Over the course of the average week, Bruce collects 140 collection tins from around the Lake District – and his work doesn’t just stop there.
Last year alone, volunteers contributed 1,590 hours of their time to helping to raise the money we need. We would not have been able to carry on without people like Bruce.
In January 2017, following a routine blood test, Bruce found out the heart-breaking news that he has terminal cancer.
He said: “I’ve been diagnosed with several terminal cancers. One of which is in my bones which means I’ve got mobility problems, but l use my volunteering as a reason to get out. It gives me something to do and it pleases me – I really enjoy it.
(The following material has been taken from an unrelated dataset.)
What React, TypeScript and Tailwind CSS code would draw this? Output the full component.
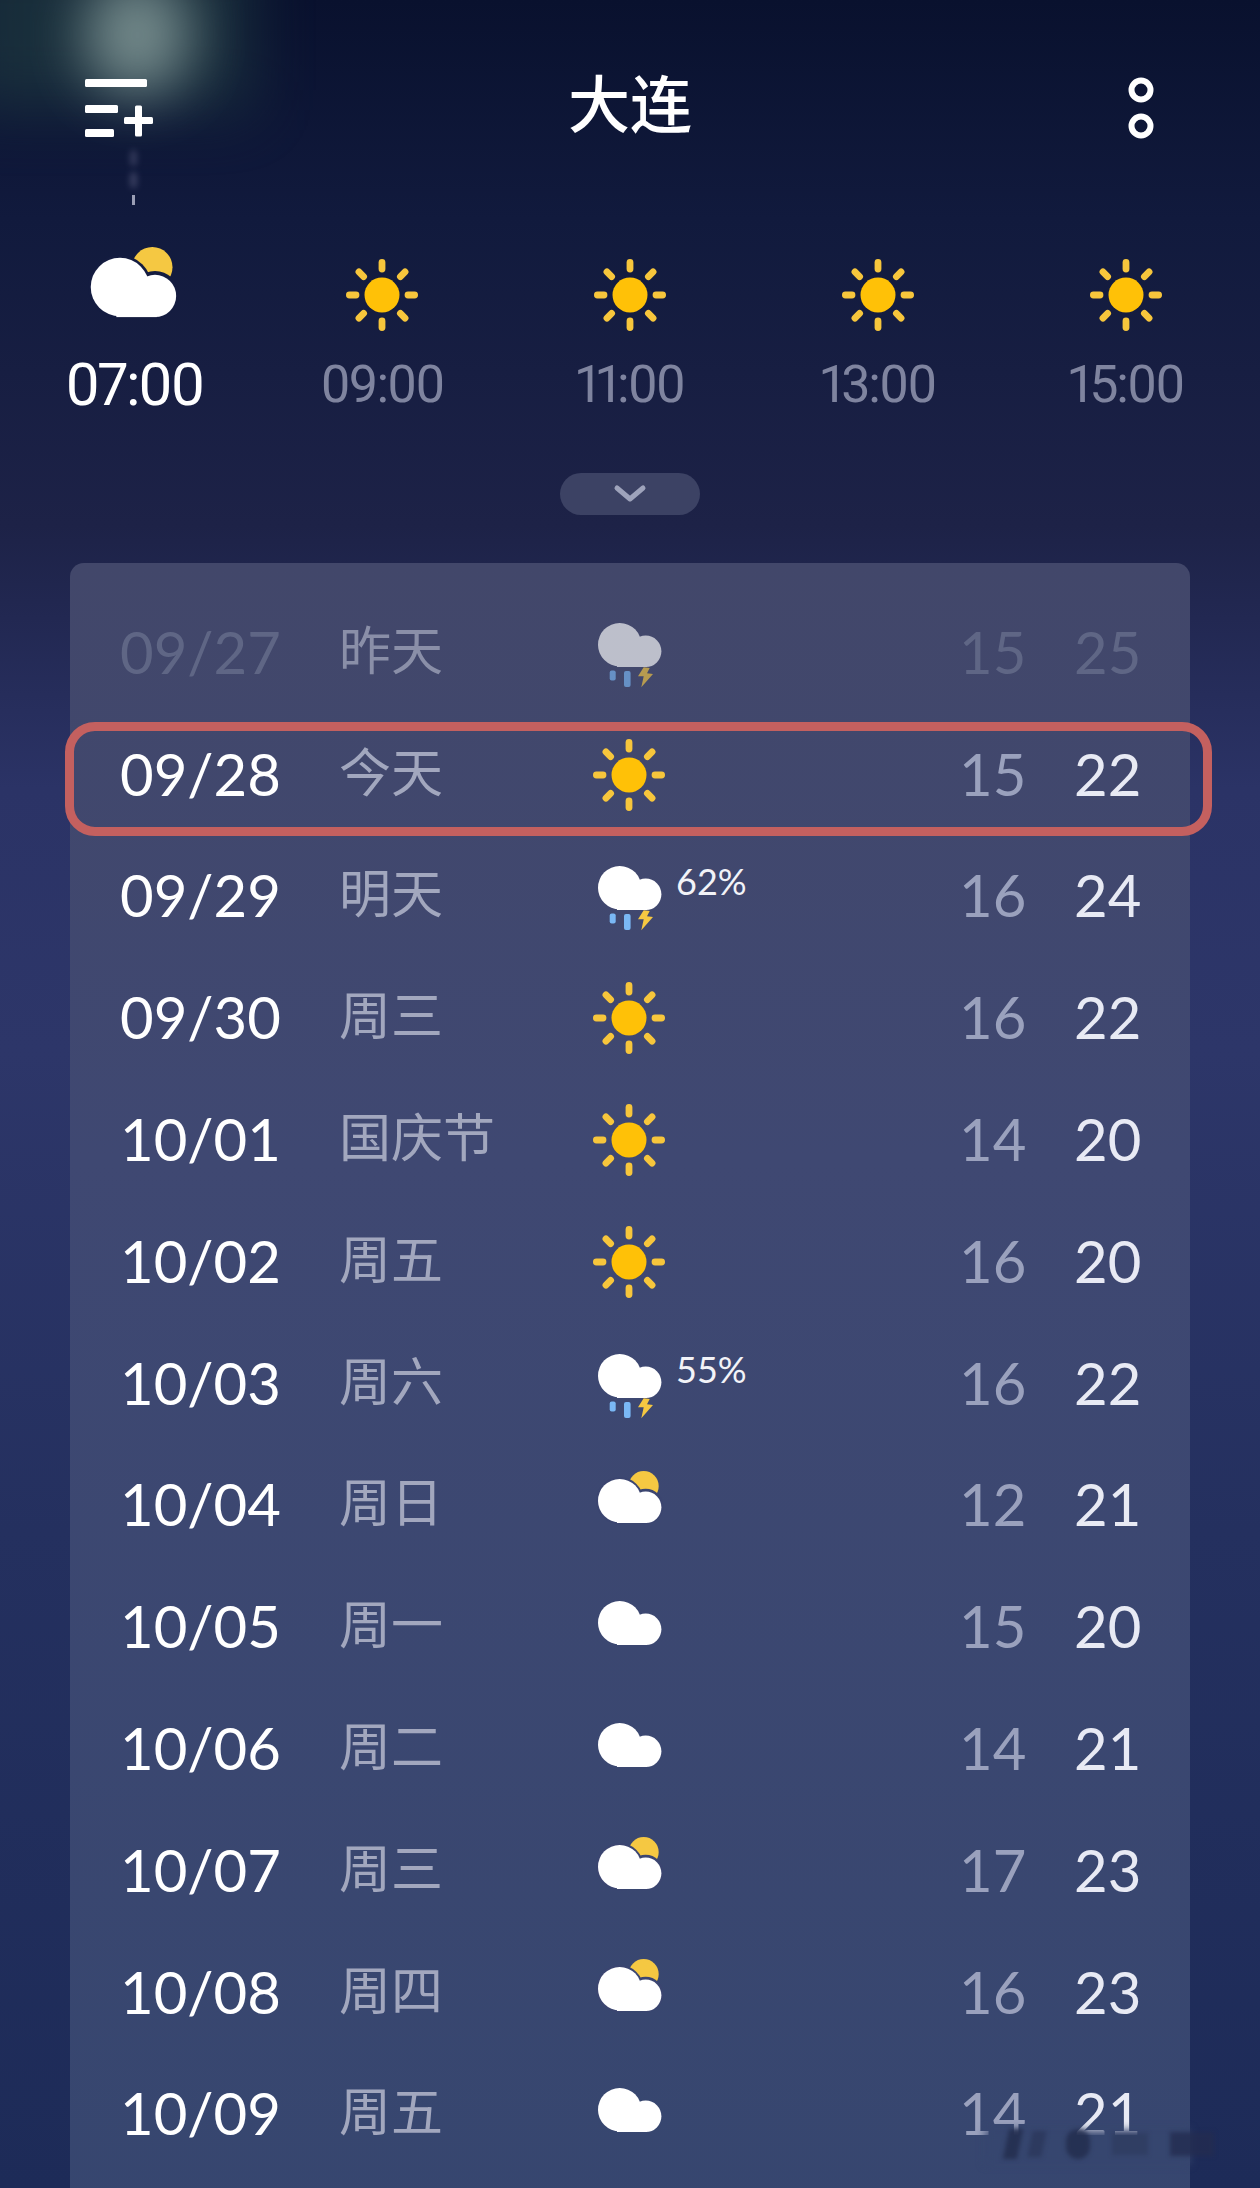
const hours = [
  { time: '07:00', icon: 'partly', active: true },
  { time: '09:00', icon: 'sun' },
  { time: '11:00', icon: 'sun' },
  { time: '13:00', icon: 'sun' },
  { time: '15:00', icon: 'sun' },
];

const days = [
  { date: '09/27', day: '昨天', icon: 'storm', low: 15, high: 25, past: true },
  { date: '09/28', day: '今天', icon: 'sun', low: 15, high: 22, today: true },
  { date: '09/29', day: '明天', icon: 'storm', low: 16, high: 24, rain: '62%' },
  { date: '09/30', day: '周三', icon: 'sun', low: 16, high: 22 },
  { date: '10/01', day: '国庆节', icon: 'sun', low: 14, high: 20 },
  { date: '10/02', day: '周五', icon: 'sun', low: 16, high: 20 },
  { date: '10/03', day: '周六', icon: 'storm', low: 16, high: 22, rain: '55%' },
  { date: '10/04', day: '周日', icon: 'partly', low: 12, high: 21 },
  { date: '10/05', day: '周一', icon: 'cloud', low: 15, high: 20 },
  { date: '10/06', day: '周二', icon: 'cloud', low: 14, high: 21 },
  { date: '10/07', day: '周三', icon: 'partly', low: 17, high: 23 },
  { date: '10/08', day: '周四', icon: 'partly', low: 16, high: 23 },
  { date: '10/09', day: '周五', icon: 'cloud', low: 14, high: 21 },
];

const rays = [0, 45, 90, 135, 180, 225, 270, 315];

function Cloud({ y, color, edge }: { y: number; color: string; edge?: string }) {
  return (
    <g transform={`translate(0 ${y})`}>
      {edge && (
        <g fill={edge}>
          <circle cx="26.7" cy="21.7" r="23.7" />
          <circle cx="52.7" cy="27.4" r="17.7" />
        </g>
      )}
      <g fill={color}>
        <circle cx="26.7" cy="21.7" r="21.7" />
        <circle cx="52.7" cy="28.3" r="15.7" />
        <rect x="24" y="26" width="30" height="18" />
      </g>
    </g>
  );
}

function WeatherIcon({ type, size = 72, edge = '#3b4570' }: { type: string; size?: number; edge?: string }) {
  return (
    <svg width={size} height={size} viewBox="0 0 72 72" className="block overflow-visible">
      {type === 'sun' && (
        <g transform="translate(0 1)">
          <g stroke="#f7c63c" strokeWidth="6.8" strokeLinecap="round">
            {rays.map((r) => (
              <line key={r} x1="36" y1="3.4" x2="36" y2="10" transform={`rotate(${r} 36 36)`} />
            ))}
          </g>
          <circle cx="36" cy="36" r="17.5" fill="#ffc107" />
        </g>
      )}
      {type === 'partly' && (
        <g>
          <circle cx="50.7" cy="18" r="15" fill="#f5c842" />
          <Cloud y={11} color="#ffffff" edge={edge} />
        </g>
      )}
      {type === 'cloud' && <Cloud y={11} color="#ffffff" />}
      {type === 'storm' && (
        <g>
          <Cloud y={7} color="#ffffff" />
          <rect x="16.7" y="54.5" width="6" height="10" rx="2" fill="#7ab8f5" />
          <rect x="31" y="55" width="6.6" height="16" rx="2" fill="#7ab8f5" />
          <polygon points="50.7,51.3 45,60.3 50.7,60.3 48.3,71.3 60,58 54,57.3 56.7,52" fill="#f5c842" />
        </g>
      )}
    </svg>
  );
}

function MenuIcon() {
  return (
    <svg width="70" height="60" viewBox="0 0 70 60" className="block">
      <g fill="#ffffff">
        <rect x="0" y="1" width="62" height="8" rx="1.5" />
        <rect x="0" y="27" width="33" height="8" rx="1.5" />
        <rect x="0" y="51" width="29" height="8" rx="1.5" />
        <rect x="39" y="39" width="29" height="7" rx="1.5" />
        <rect x="50" y="27.5" width="7" height="31" rx="1.5" />
      </g>
    </svg>
  );
}

function DotsIcon() {
  return (
    <svg width="28" height="64" viewBox="0 0 28 64" className="block">
      <g fill="none" stroke="#ffffff" strokeWidth="6">
        <circle cx="14" cy="14" r="9.5" />
        <circle cx="14" cy="50" r="9.5" />
      </g>
    </svg>
  );
}

export default function App() {
  return (
    <div className="relative h-[2188px] w-[1260px] overflow-hidden bg-[linear-gradient(180deg,#09112e_0%,#111a3d_10%,#1d2247_24%,#2b3366_36%,#2d3669_48%,#24305f_70%,#1d2b58_100%)] font-['Lato','Noto_Sans_CJK_SC',sans-serif]">
      {/* Smudges left on the screenshot */}
      <div className="absolute left-[-40px] top-[-60px] h-[170px] w-[290px] bg-[#1f3a40] opacity-70 blur-[30px]" />
      <div className="absolute left-[85px] top-[-25px] h-[120px] w-[105px] rounded-full bg-[#7d9393] opacity-90 blur-[28px]" />
      <div className="absolute left-[130px] top-[150px] h-[16px] w-[7px] rounded-full bg-[#4a4f70] opacity-60 blur-[3px]" />
      <div className="absolute left-[130px] top-[172px] h-[16px] w-[7px] rounded-full bg-[#4a4f70] opacity-70 blur-[3px]" />
      <div className="absolute left-[132px] top-[195px] h-[10px] w-[3px] bg-[#9a9eb4] blur-[0.5px]" />

      <header className="relative grid h-[210px] grid-cols-[1fr_auto_1fr] items-center px-[85px]">
        <div className="mt-[6px]">
          <MenuIcon />
        </div>
        <h1 className="mb-[8px] text-center text-[62px] font-medium leading-none text-white font-['Noto_Sans_CJK_SC',sans-serif]">
          大连
        </h1>
        <div className="mr-[20px] mt-[6px] flex justify-end">
          <DotsIcon />
        </div>
      </header>

      <section className="relative grid grid-cols-5 px-[10px] pt-[34px]">
        {hours.map((h) => (
          <div key={h.time} className="flex flex-col items-center">
            <div className={`flex h-[100px] items-center justify-center ${h.active ? 'mb-[3px] mr-[4px] -mt-[3px]' : ''}`}>
              <WeatherIcon type={h.icon} size={h.active ? 97 : 72} edge="#141c40" />
            </div>
            <div
              className={
                h.active
                  ? "mt-[11px] h-[60px] text-[60px] leading-[60px] tracking-[-2.5px] text-white proportional-nums font-['Roboto',sans-serif]"
                  : "mt-[11px] h-[60px] text-[52px] leading-[60px] tracking-[-2px] text-[#7f849f] proportional-nums font-['Roboto',sans-serif]"
              }
            >
              {h.time}
            </div>
          </div>
        ))}
      </section>

      <div className="relative mt-[58px] flex h-[42px] justify-center">
        <button className="flex w-[140px] items-center justify-center rounded-full bg-[#3c4264]">
          <svg width="34" height="20" viewBox="0 0 34 20">
            <path d="M4 4 L17 15 L30 4" fill="none" stroke="#9ea3bb" strokeWidth="5" strokeLinecap="round" strokeLinejoin="round" />
          </svg>
        </button>
      </div>

      <section className="relative mx-[70px] mt-[48px] h-[1700px] rounded-t-[14px] bg-[linear-gradient(180deg,#42476a_0%,#3f4872_35%,#36466f_100%)] pt-[28px]">
        {days.map((d) => (
          <div
            key={d.date}
            className="relative grid h-[121.8px] grid-cols-[219px_254px_83px_283px_115px_1fr] items-center pl-[50px]"
          >
            <div className={`text-[58px] leading-none ${d.past ? 'text-[#5f6685]' : 'text-white'}`}>{d.date}</div>
            <div
              className={`mb-[8px] text-[52px] leading-none font-['Noto_Sans_CJK_SC',sans-serif] ${
                d.past ? 'text-[#8a8fa8]' : 'text-[#a2a7be]'
              }`}
            >
              {d.day}
            </div>
            <div className={d.past ? 'opacity-65' : ''}>
              <WeatherIcon type={d.icon} />
            </div>
            <div className="mb-[28px] text-[36px] leading-none text-[#f2f3f8]">{d.rain}</div>
            <div className={`text-[58px] leading-none ${d.past ? 'text-[#5f6685]' : 'text-[#9aa1bd]'}`}>{d.low}</div>
            <div className={`text-[58px] leading-none ${d.past ? 'text-[#5f6685]' : 'text-[#e8eaf4]'}`}>{d.high}</div>
            {d.today && (
              <div className="absolute left-[-5px] right-[-22px] top-[9px] h-[114px] rounded-[30px] border-[9px] border-[#c4605f]" />
            )}
          </div>
        ))}
      </section>

      {/* Blurred watermark */}
      <div className="absolute left-[985px] top-[2130px] h-[34px] w-[205px] bg-[#36466f] blur-[4px]" />
      <div className="absolute left-[1006px] top-[2126px] flex h-[36px] w-[220px] items-center gap-[22px] blur-[2px]">
        <div className="h-[30px] w-[14px] -skew-x-12 bg-[#222c4c] opacity-80" />
        <div className="-ml-[12px] h-[26px] w-[14px] -skew-x-12 bg-[#2a3558] opacity-70" />
        <div className="h-[30px] w-[24px] rounded-full bg-[#222c4c] opacity-80" />
        <div className="h-[22px] w-[36px] bg-[#2a3558] opacity-50" />
        <div className="h-[24px] w-[44px] bg-[#232c50] opacity-80" />
      </div>
    </div>
  );
}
“Although I have cancer and medical problems, I just like to meet people and be appreciated for what I’m doing for GNAAS. Being appreciated goes a long way.”
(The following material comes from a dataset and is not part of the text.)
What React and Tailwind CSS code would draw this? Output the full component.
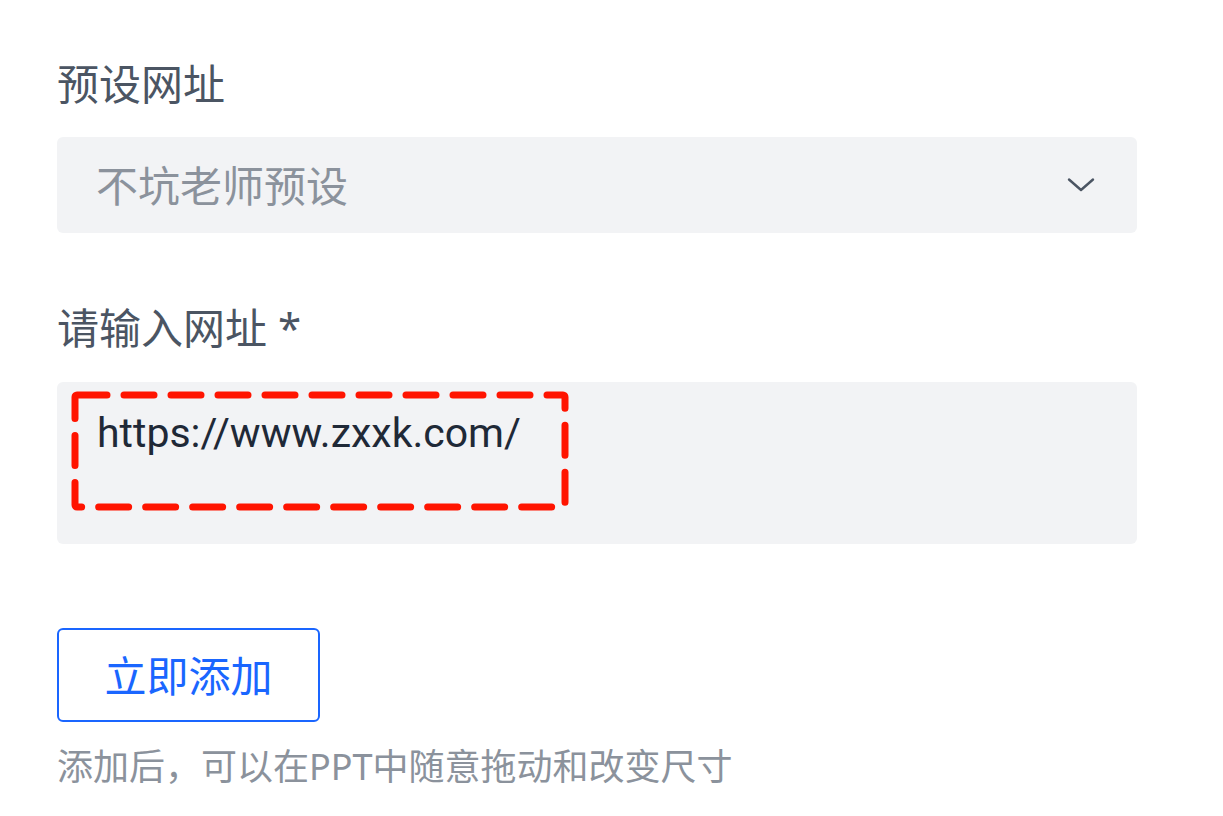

Before Bruce was a volunteer, he spent his years as a service man in the Royal Navy working on bomb disposals. After taking early retirement he decided it was time to do something more fulfilling with his time.
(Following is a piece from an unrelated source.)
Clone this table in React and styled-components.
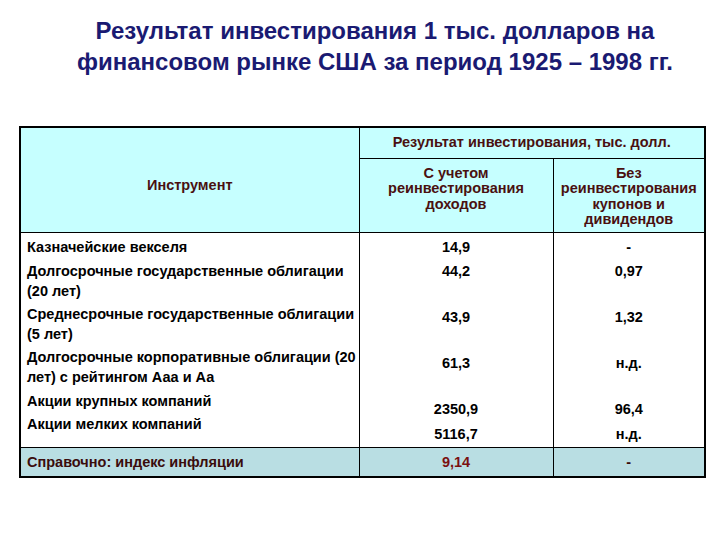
import React from "react";
import styled, { createGlobalStyle } from "styled-components";

const GlobalStyle = createGlobalStyle`
  html, body {
    margin: 0;
    padding: 0;
    background: #ffffff;
    font-family: "Liberation Sans", Arial, sans-serif;
  }
`;

const rows = [
  { name: ["Казначейские векселя"], a: "14,9", b: "-", h: 25, pt: 4, vt: 4 },
  { name: ["Долгосрочные государственные облигации", "(20 лет)"], a: "44,2", b: "0,97", h: 44, pt: 4, vt: 4 },
  { name: ["Среднесрочные государственные облигации", "(5 лет)"], a: "43,9", b: "1,32", h: 43, pt: 3, vt: 6 },
  { name: ["Долгосрочные корпоративные облигации (20", "лет) с рейтингом Ааа и Аа"], a: "61,3", b: "н.д.", h: 45, pt: 3, vt: 9 },
];

// shares: values of these two rows sit in one merged cell, as on the slide
const shares = [
  { name: "Акции крупных компаний", a: "2350,9", b: "96,4", h: 24, pt: 2 },
  { name: "Акции мелких компаний", a: "5116,7", b: "н.д.", h: 34, pt: 1 },
];

const App = () => {
  return (
    <Page>
      <GlobalStyle />
      <Title>
        Результат инвестирования 1 тыс. долларов на
        <br />
        финансовом рынке США за период 1925 – 1998 гг.
      </Title>
      <Table>
        <colgroup>
          <col style={{ width: 339 }} />
          <col style={{ width: 194 }} />
          <col />
        </colgroup>
        <thead>
          <tr>
            <HeadCell rowSpan={2} offset={12}>
              Инструмент
            </HeadCell>
            <HeadCell colSpan={2} height={31}>
              Результат инвестирования, тыс. долл.
            </HeadCell>
          </tr>
          <tr>
            <HeadCell height={74} top>
              С учетом
              <br />
              реинвестирования
              <br />
              доходов
            </HeadCell>
            <HeadCell height={74} top>
              Без
              <br />
              реинвестирования
              <br />
              купонов и
              <br />
              дивидендов
            </HeadCell>
          </tr>
        </thead>
        <tbody>
          {rows.map((r) => (
            <tr key={r.name[0]}>
              <NameCell height={r.h} pt={r.pt}>
                {r.name.map((line, i) => (
                  <Line key={i}>{line}</Line>
                ))}
              </NameCell>
              <ValueCell pt={r.vt}>{r.a}</ValueCell>
              <ValueCell pt={r.vt}>{r.b}</ValueCell>
            </tr>
          ))}
          <tr>
            <NameCell height={shares[0].h} pt={shares[0].pt}>
              <Line>{shares[0].name}</Line>
            </NameCell>
            <ValueCell rowSpan={2} pt={8} spread>
              {shares[0].a}
              <br />
              {shares[1].a}
            </ValueCell>
            <ValueCell rowSpan={2} pt={8} spread>
              {shares[0].b}
              <br />
              {shares[1].b}
            </ValueCell>
          </tr>
          <tr>
            <NameCell height={shares[1].h} pt={shares[1].pt}>
              <Line>{shares[1].name}</Line>
            </NameCell>
          </tr>
        </tbody>
        <tfoot>
          <tr>
            <FootCell align="left">Справочно: индекс инфляции</FootCell>
            <FootCell accent>9,14</FootCell>
            <FootCell>-</FootCell>
          </tr>
        </tfoot>
      </Table>
    </Page>
  );
};

const Page = styled.div`
  width: 720px;
  height: 540px;
  overflow: hidden;
  padding-top: 15px;
  box-sizing: border-box;
`;

const Title = styled.h1`
  margin: 0 0 49px 0;
  padding-left: 30px;
  text-align: center;
  font-family: "Liberation Sans", Arial, sans-serif;
  font-size: 24px;
  line-height: 31px;
  font-weight: bold;
  color: #1a1a72;
`;

const Table = styled.table`
  margin-left: 19px;
  width: 687px;
  border-collapse: collapse;
  table-layout: fixed;
  border: 2px solid #000;
  font-family: "Liberation Sans", Arial, sans-serif;
  font-size: 14.5px;
  font-weight: bold;
`;

const HeadCell = styled.th`
  height: ${(p) => (p.height ? `${p.height}px` : "auto")};
  padding: ${(p) => (p.top ? "7px 2px 0" : `${p.offset || 0}px 2px 0`)};
  vertical-align: ${(p) => (p.top ? "top" : "middle")};
  background: #c6ffff;
  color: #4a1010;
  font-weight: bold;
  line-height: 15.5px;
  text-align: center;
  border: 1px solid #000;
  box-sizing: border-box;
`;

const NameCell = styled.td`
  height: ${(p) => p.height}px;
  padding: ${(p) => p.pt}px 0 0 6px;
  vertical-align: top;
  color: #000;
  border-right: 1px solid #000;
  box-sizing: border-box;
`;

const Line = styled.div`
  line-height: 20px;
  white-space: nowrap;
`;

const ValueCell = styled.td`
  padding: ${(p) => p.pt}px 0 0;
  vertical-align: top;
  line-height: ${(p) => (p.spread ? "25px" : "20px")};
  text-align: center;
  color: #000;
  border-right: 1px solid #000;
`;

const FootCell = styled.td`
  height: 28px;
  padding: ${(p) => (p.align === "left" ? "0 0 0 6px" : "0")};
  text-align: ${(p) => p.align || "center"};
  background: #b9dee3;
  color: ${(p) => (p.accent ? "#7a1010" : "#3a0c0c")};
  border: 1px solid #000;
  border-bottom: 2px solid #000;
`;

export default App;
He said: “I chose to be a volunteer for GNAAS because where I live and how rural it is, it’s very much needed here.
“It all really started when I raised money for the charity as a one off by doing the chill swim in one January in Lake Windermere in just trunks. After that, I got really interested and decided to carry on.
“I stay motivated by knowing that I’m doing a great job for GNAAS and they are benefiting from my role as a volunteer. That’s what keeps me going.”
When Bruce is volunteering, he divides his time between Ulverston, Grasmere, Windermere, Ambleside and Kendal.
He said: “I also cover all around Appleby and bits in between. Now that I’m retried if something comes up elsewhere and someone is on holiday, I can do an odd one there too which I’m fine with.
“I just get so much enjoyment out of volunteering. A lot of it is the appreciation. Also meeting people and talking to them to basically tell them what GNAAS does.”
Getting to know people is something that Bruce enjoys most about his role. While out and about in different areas he said he gets to meet a whole host of different people, and he’s built lasting relationships.
One of Bruce’s regular stops while collecting is the Flower Basket florist in Appleby. Owner, Sandra Dobson said: “Volunteers are amazing because without them there wouldn’t be any air ambulance as volunteers and donations from the people keep it in the air.
“When my daughter was 20, she had a bad car accident on Kendal road and if it hadn’t of been for GNAAS, she wouldn’t have survived as there was no time to get her to hospital.”
Bruce’s work doesn’t just stop at collecting tins either. He said: “I also give talks and do presentations and I even talk in primary schools. When you see kids smiling it makes your day.
“It is a fulfilling job whether you do tins or school talks or deal with big companies – it is all great. If you are interested in being a volunteer, please speak to someone as there’s so many roles you could do.”
Bruce doesn’t know just yet what the future holds for him, but he’s determined that despite having regular treatment and hospital visits, he will continue to volunteer for GNAAS.
He said: “I don’t think I will ever stop doing this, I’ll carry on for as long as I can, and I would totally recommend becoming a GNAAS volunteer.”
Our aircraft cover an area of about 8,000 square miles. We must raise more than £5m each year just to keep the service flying. We need the support of members of the communities we serve to fulfill a range of tasks in their areas.
At GNAAS, collection boxes provide a vital source of income for the charity while raising awareness of our work.